PIJAR, menurut Seta, spesialis dalam hal pengeksposan isu. Dengan demikian, lanjut Seta, PIJAR mirip seperti kelompok penekan bertipe Promotional Groups. Tipe ini bersifat altruis. Kegiatam semata-mata berada dalam lingkup public interest.

Selain perlawanan anti-Soeharto dan anti-rezim, perjuangan HAM, dan promosi demokratisasi, PIJAR juga menurut Seta pernah mengembangkan wacana Islam transformatif, yaitu ketika masih berbentuk yayasan. Area ini disentuh melalui kegiatan yang dinamakan Pusat Pengembangan Literatur Islam (PPLI) tahun 1990.

Seta selanjutnya menguraikan berbagai aspek baik di internal atau pun eksternal PIJAR. Di sisi internal, Seta antara lain menguraikan dimensi keorganisasian dan kaderisasi PIJAR, termasuk dinamika konflik yang terjadi di dalamnya. Sedangkan di sisi eksternal, Seta menguraikan terjadinya persaingan antarkelompok muda dan suhu politik yang makin dinamis. Kondisi ini, menurut Seta, mendorong PIJAR melakukan pemikiran ulang atas sistem kaderisasinya.

Di sisi eksternal ini juga Seta menguraikan mengenai jaringan aksi PIJAR. Seta membaginya ke dalam dua fokus pembicaraan, yaitu jaringan luar negeri dan dalam negeri. Dari uraian Seta tergambar peran PIJAR dalam berbagai jaringan yang berupaya menyikapi berbagai persoalan baik di dalam atau di luar negeri.

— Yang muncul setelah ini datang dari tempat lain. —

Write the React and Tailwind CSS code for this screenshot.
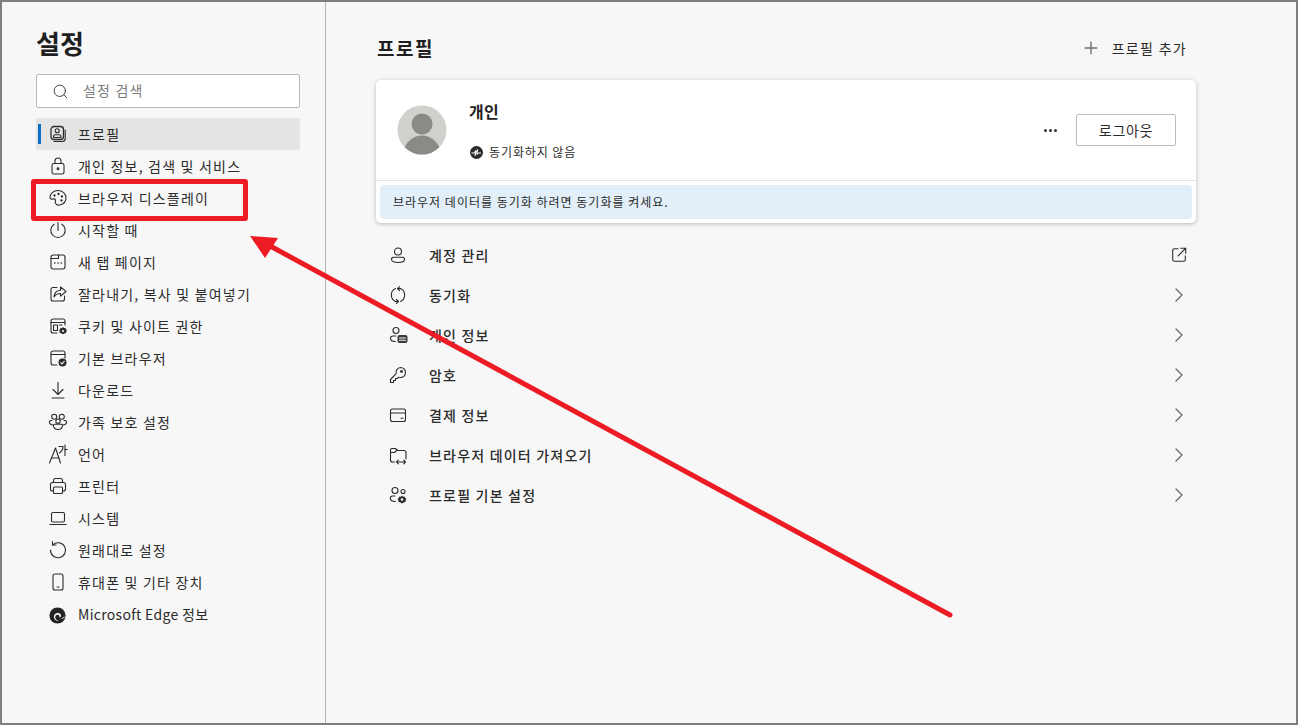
import { ChevronRight, Plus, Search } from "lucide-react"

const stroke = { fill: "none", stroke: "#2b2b2b", strokeWidth: 1.1, strokeLinecap: "round", strokeLinejoin: "round" }

const Ico = ({ children, size = 20 }) => (
  <svg width={size} height={size} viewBox="0 0 20 20" {...stroke}>{children}</svg>
)

const navIcons = {
  profile: <Ico><rect x="3" y="2.500" width="12.500" height="13" rx="3" strokeWidth="1.300" /><path d="M17.200 6v8.500a3 3 0 0 1-3 3H6" /><circle cx="9.200" cy="6.800" r="2" /><path d="M5.500 13.500v-1c0-1 .8-1.700 1.700-1.700h4c1 0 1.700.7 1.700 1.700v1z" /></Ico>,
  lock: <Ico><rect x="4" y="7.500" width="12" height="10.500" rx="1.800" /><path d="M7 7.500V5a3 3 0 0 1 6 0v2.500" /><circle cx="10" cy="12.800" r=".9" fill="#2b2b2b" /></Ico>,
  palette: <Ico><path d="M10 2.500c-4.500 0-8 3.200-8 7 0 1.300 1 1.800 2 1.600 1.400-.3 3-.6 3.400.6.4 1.300-.8 2.200.2 3.800 1 1.600 3 1.900 5 1.300 3.400-1 5.400-3.800 5.400-7 0-4.200-3.500-7.300-8-7.300z" /><circle cx="6.500" cy="7.500" r=".6" fill="#2b2b2b" /><circle cx="10.500" cy="6" r=".6" fill="#2b2b2b" /><circle cx="14" cy="8.500" r=".6" fill="#2b2b2b" /><circle cx="13.500" cy="12.500" r=".6" fill="#2b2b2b" /></Ico>,
  power: <Ico><path d="M10 2.500v8" /><path d="M6.200 4.200a7.200 7.200 0 1 0 7.600 0" /></Ico>,
  newtab: <Ico><rect x="3" y="3" width="14" height="14" rx="2.200" /><path d="M3 6.500h7.500V3" /><path d="M6.800 11h.1M10 11h.1M13.200 11h.1" strokeWidth="1.600" /></Ico>,
  share: <Ico><path d="M9 3.500H5A2 2 0 0 0 3 5.500V15a2 2 0 0 0 2 2h9.500a2 2 0 0 0 2-2v-3" /><path d="M12.500 2.800 18 7.500l-5.500 4.700V9.500c-3 0-5 1-6.500 3.500.3-4 2.500-6.500 6.500-6.800z" /></Ico>,
  cookies: <Ico><path d="M9 17H5a2 2 0 0 1-2-2V5a2 2 0 0 1 2-2h10a2 2 0 0 1 2 2v4" /><path d="M3 6.500h14" /><rect x="5.500" y="9" width="4" height="5.500" /><path d="M11.500 9H14" /><path d="M15 11l1 1.100 1.500-.2.400 1.400 1.100 1-.8 1.200.1 1.400-1.400.3-1.900 1-1.900-1-1.400-.3.100-1.400-.8-1.200 1.100-1 .4-1.400 1.500.2z" fill="#2b2b2b" stroke="none" /><circle cx="15" cy="15" r="1.100" fill="#f7f7f7" stroke="none" /></Ico>,
  browser: <Ico><path d="M9 17H5a2 2 0 0 1-2-2V5a2 2 0 0 1 2-2h10a2 2 0 0 1 2 2v5" /><path d="M3 6.500h14" /><circle cx="14.500" cy="14.500" r="4" fill="#2b2b2b" stroke="none" /><path d="m12.800 14.600 1.200 1.200 2.200-2.400" stroke="#f7f7f7" /></Ico>,
  download: <Ico><path d="M10 2.500v11.500" /><path d="m5 9.500 5 5 5-5" /><path d="M4 18h12" /></Ico>,
  family: <Ico><circle cx="6.200" cy="4.800" r="2.500" /><circle cx="13.800" cy="4.800" r="2.500" /><circle cx="10" cy="9.200" r="2.200" /><path d="M4 8.500H3c-1.200 0-1.800 1-1.500 2.200.4 1.500 1.800 2.300 3.500 2.300" /><path d="M16 8.500h1c1.200 0 1.800 1 1.500 2.200-.4 1.500-1.800 2.300-3.500 2.300" /><path d="M5.500 13.300c0 2.500 2 4.200 4.500 4.200s4.500-1.700 4.500-4.200c0-.6-.5-1-1-1h-7c-.5 0-1 .4-1 1z" /></Ico>,
  language: <Ico><path d="M1.500 19 7.500 4l5 15" /><path d="M3.500 14h7.500" /><path d="M11 2.500h4c0 3-1.300 5-3.500 6.500" /><path d="M17 1v10.500" /><path d="M17 5.500h2.200" /></Ico>,
  printer: <Ico><path d="M5.500 6.500V4.500a2 2 0 0 1 2-2h5a2 2 0 0 1 2 2v2" /><path d="M5.500 15H4.500a2 2 0 0 1-2-2V8.500a2 2 0 0 1 2-2h11a2 2 0 0 1 2 2V13a2 2 0 0 1-2 2h-1" /><rect x="5.500" y="11" width="9" height="6.500" rx="1" /></Ico>,
  system: <Ico><rect x="3.500" y="4.500" width="13" height="9.500" rx="1.500" /><path d="M2 16.500h16" /></Ico>,
  reset: <Ico><path d="M4.800 4.800A7.500 7.500 0 1 1 2.500 10" /><path d="M4.500 1.500v3.500H8" /></Ico>,
  phone: <Ico><rect x="5" y="2" width="10" height="16" rx="2" /><path d="M9 15h2" /></Ico>,
}

const navItems = [
  ["프로필", "profile"],
  ["개인 정보, 검색 및 서비스", "lock"],
  ["브라우저 디스플레이", "palette"],
  ["시작할 때", "power"],
  ["새 탭 페이지", "newtab"],
  ["잘라내기, 복사 및 붙여넣기", "share"],
  ["쿠키 및 사이트 권한", "cookies"],
  ["기본 브라우저", "browser"],
  ["다운로드", "download"],
  ["가족 보호 설정", "family"],
  ["언어", "language"],
  ["프린터", "printer"],
  ["시스템", "system"],
  ["원래대로 설정", "reset"],
  ["휴대폰 및 기타 장치", "phone"],
]

const EdgeLogo = () => (
  <svg width="17" height="17" viewBox="0 0 20 20">
    <circle cx="10" cy="10" r="9.500" fill="#242424" />
    <path d="M6 12.500c-.8-3 1.500-5.500 4.500-5.500 2.200 0 3.700 1.500 3.600 3.200-.1 1.100-.9 1.800-2 1.900.6-1.500-.4-2.900-2-2.900-2 0-3.200 1.800-2.600 3.800.6 1.900 2.300 3 4 3.300-2.800.4-5-1.300-5.500-3.800z" fill="#f7f7f7" />
    <path d="M19.500 11c-.8 1.800-3 3.400-6 3.100 1.500-.5 2.500-1.300 3-2.300.9.100 2-.2 3-.8z" fill="#bdbdbd" />
  </svg>
)

const mainRows = [
  ["계정 관리", <Ico key="a"><circle cx="10" cy="6.500" r="3.500" /><path d="M3.500 14.500c0-1.500 1-2.200 2-2.200h9c1 0 2 .7 2 2.200 0 2-3 3-6.500 3s-6.500-1-6.500-3z" /></Ico>, true],
  ["동기화", <Ico key="b"><path d="M7.500 3.600A7 7 0 0 0 7.500 16.400" /><path d="M12.500 16.400A7 7 0 0 0 12.500 3.600" /><path d="M12.500 3.600H9.500M9.500 3.600l2-2M9.500 3.600l2 2" /><path d="M7.500 16.400h3M10.500 16.400l-2-2M10.500 16.400l-2 2" /></Ico>],
  ["개인 정보", <Ico key="c"><circle cx="8" cy="5.500" r="3" /><path d="M8 11H5a2.500 2.500 0 0 0-2.500 2.500c0 2 2 3 5 3" /><rect x="9.500" y="10" width="10" height="8" rx="2" fill="#3a3a3a" stroke="none" /><path d="M11.500 13h6M11.500 15.300h6" stroke="#f7f7f7" /></Ico>],
  ["암호", <Ico key="d"><path d="M12.500 2.500a5 5 0 0 1 0 10c-.7 0-1.300-.1-1.800-.4L9.500 13.500H7.500v2h-2v2h-3v-3l5.600-5.800a5 5 0 0 1 4.400-6.200z" /><circle cx="13.500" cy="6.500" r=".9" /></Ico>],
  ["결제 정보", <Ico key="e"><rect x="2.500" y="4" width="15" height="12.500" rx="2" /><path d="M2.500 8h15" /><path d="M13 13.200h2" /></Ico>],
  ["브라우저 데이터 가져오기", <Ico key="f"><path d="M6.500 17H4.500a2 2 0 0 1-2-2V5a1.500 1.500 0 0 1 1.500-1.500h3.500l2 2h6.500a2 2 0 0 1 2 2V14" /><path d="M2.500 7.500l4 0 2-2" /><path d="M8.500 17h9M8.500 17l1.800-1.800M8.500 17l1.800 1.800M17.500 17l-1.800-1.800M17.500 17l-1.800 1.800" /></Ico>],
  ["프로필 기본 설정", <Ico key="g"><circle cx="7" cy="5.500" r="3" /><circle cx="15" cy="6.500" r="2" /><path d="M7 11H4.500A2.200 2.200 0 0 0 2.300 13.200c0 2 2 3.300 5.200 3.300" /><path d="M14 10.500l1 1.300 1.700-.3.500 1.600 1.300 1-1 1.300.1 1.600-1.600.3L14 18.500l-2-1.200-1.600-.3.100-1.600-1-1.300 1.300-1 .5-1.600 1.700.3z" fill="#2b2b2b" stroke="none" /><circle cx="14" cy="14.500" r="1.300" fill="#f7f7f7" stroke="none" /></Ico>],
]

function Sidebar() {
  return (
    <aside className="w-[324px] shrink-0 border-r border-[#b4b4b4] pl-[34px] pr-[25px] pt-[24px]">
      <h1 className="text-[26px] leading-[34px] font-bold text-[#1f1f1f]">설정</h1>
      <div className="mt-[14px] h-[34px] flex items-center bg-white border border-[#b9b9b9] rounded-[2px] pl-[15px]">
        <Search size={17} strokeWidth={1.300} color="#333" />
        <span className="ml-[14px] pb-[2px] text-sm text-[#7b7b7b] tracking-[1.2px]">설정 검색</span>
      </div>
      <nav className="mt-[10px]">
        {navItems.map(([label, icon], i) => (
          <div key={label} className={`relative h-[32px] flex items-center pl-[12px] rounded-[2px] ${i === 0 ? "bg-[#e4e4e4]" : ""}`}>
            {i === 0 && <span className="absolute left-[2px] top-[6px] h-[20px] w-[3px] bg-[#0a6fc9]" />}
            <span className="flex w-[20px] justify-center">{navIcons[icon]}</span>
            <span className="ml-[10px] pb-[1px] text-sm text-[#2b2b2b] tracking-[1.2px]">{label}</span>
          </div>
        ))}
        <div className="h-[32px] flex items-center pl-[13px] mt-px">
          <EdgeLogo />
          <span className="ml-[12px] pb-[2px] text-sm text-[#2b2b2b] tracking-[0.3px]">Microsoft Edge 정보</span>
        </div>
      </nav>
    </aside>
  )
}

function ProfileCard() {
  return (
    <div className="mt-[14px] bg-white rounded-[5px] shadow-[0_1px_4px_rgba(0,0,0,0.25)] pb-[4px]">
      <div className="h-[101px] flex items-center border-b border-[#e3e3e3] pl-[21px] pr-[20px]">
        <svg width="50" height="50" viewBox="0 0 50 50" className="shrink-0">
          <defs><clipPath id="avatar"><circle cx="25" cy="25" r="24.500" /></clipPath></defs>
          <circle cx="25" cy="25" r="24.500" fill="#d2d0cd" />
          <circle cx="25" cy="19" r="10.500" fill="#8c8a87" />
          <circle cx="25" cy="49" r="18.500" fill="#8c8a87" clipPath="url(#avatar)" />
        </svg>
        <div className="ml-[22px] h-full flex flex-col justify-start">
          <div className="mt-[19px] text-base leading-[24px] font-semibold text-[#222] tracking-[0.3px]">개인</div>
          <div className="mt-[21px] flex items-center pl-px">
            <svg width="13" height="13" viewBox="0 0 13 13">
              <circle cx="6.500" cy="6.500" r="6.500" fill="#2b2b2b" />
              <path d="M1.500 7h3l1-2.500-.5 5 2.500-6-.5 5 1-1.500h3" fill="none" stroke="#fff" strokeWidth="1" />
            </svg>
            <span className="ml-[6px] text-xs text-[#2b2b2b] tracking-[0.9px]">동기화하지 않음</span>
          </div>
        </div>
        <div className="ml-auto flex items-center">
          <div className="flex gap-[2px] mr-[19px]">
            <span className="w-[3px] h-[3px] rounded-full bg-[#333]" />
            <span className="w-[3px] h-[3px] rounded-full bg-[#333]" />
            <span className="w-[3px] h-[3px] rounded-full bg-[#333]" />
          </div>
          <button className="w-[100px] h-[32px] bg-white border border-[#bdbdbd] rounded-[2px] text-sm text-[#2b2b2b] tracking-[0.7px]">로그아웃</button>
        </div>
      </div>
      <div className="mx-[4px] mt-[4px] h-[34px] flex items-center rounded-[4px] bg-[#e2eef8] pl-[13px] text-xs text-[#2b2b2b] tracking-[1px]">
        브라우저 데이터를 동기화 하려면 동기화를 켜세요.
      </div>
    </div>
  )
}

function Main() {
  return (
    <main className="w-[820px] ml-[50px] pt-[28px]">
      <div className="flex items-center justify-between h-[36px]">
        <h2 className="pl-px text-[19px] font-semibold text-[#1f1f1f] tracking-[1.5px]">프로필</h2>
        <div className="flex items-center pr-[9px]">
          <Plus size={20} strokeWidth={1.700} color="#707070" />
          <span className="ml-[11px] text-sm text-[#2b2b2b] tracking-[1.3px]">프로필 추가</span>
        </div>
      </div>
      <ProfileCard />
      <div className="mt-[12px]">
        {mainRows.map(([label, icon, external]) => (
          <div key={label} className="h-[40px] flex items-center pl-[12px] pr-[5px]">
            <span className="flex w-[20px]">{icon}</span>
            <span className="ml-[21px] pb-[1px] text-sm font-medium text-[#2b2b2b] tracking-[1.2px]">{label}</span>
            <span className="ml-auto flex w-[24px] justify-center">
              {external ? (
                <Ico size={18}>
                  <path d="M9 3H5a2 2 0 0 0-2 2v10a2 2 0 0 0 2 2h10a2 2 0 0 0 2-2v-4" strokeWidth="1.200" />
                  <path d="M9 11l8.500-8.500M12 2.500h5.500V8" strokeWidth="1.200" />
                </Ico>
              ) : (
                <ChevronRight size={24} strokeWidth={1.200} color="#666" />
              )}
            </span>
          </div>
        ))}
      </div>
    </main>
  )
}

export default function App() {
  return (
    <div className="relative w-[1298px] h-[725px] overflow-hidden flex bg-[#f7f7f7] border-2 border-[#7f7f7f] font-['Noto_Sans_CJK_KR','Liberation_Sans',sans-serif]">
      <Sidebar />
      <Main />
      {/* red callout box + arrow */}
      <div className="absolute left-[29px] top-[177px] w-[217px] h-[42px] border-[5px] border-[#ed1c24] rounded-[3px]" />
      <svg className="absolute left-[-2px] top-[-2px]" width="1298" height="725" viewBox="0 0 1298 725">
        <path d="M950 615 272 247" stroke="#ed1c24" strokeWidth="5" strokeLinecap="round" fill="none" />
        <path d="M250 236 278 238 265 258z" fill="#ed1c24" />
      </svg>
    </div>
  )
}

Pada bagian akhir buku ini diuraikan motif keterlibatan mahasiswa ke dalam PIJAR Indonesia. Seta membaginya ke dalam dua bagian yaitu faktor-faktor pemicu minat atas politik, dan motif keterlibatan mahasiswa ke dalam PIJAR sendiri.

Kelebihan buku ini adalah uraian yang lengkap, padat, namun mudah dicerna. Penulis buku berhasil menjelaskan anatomi PIJAR secara jelas, baik pada sisi pergerakan ataupun pada sisi internal struktur keorganisasian. Penulis juga mampu memperlihatkan secara jernih keterkaitan antara PIJAR dengan gerakan mahasiswa dan motif keterlibatan mereka dalam PIJAR Indonesia.

Setelah membaca buku ini kita akan mendapatkan gambaran yang jelas tentang pergerakan mahasiswa dalam kaitannya dengan perlawanan terhadap penguasa otoriter dan gambaran mengenai PIJAR sendiri. Dengan demikian, terlalu sayang jika buku ini dilewatkan.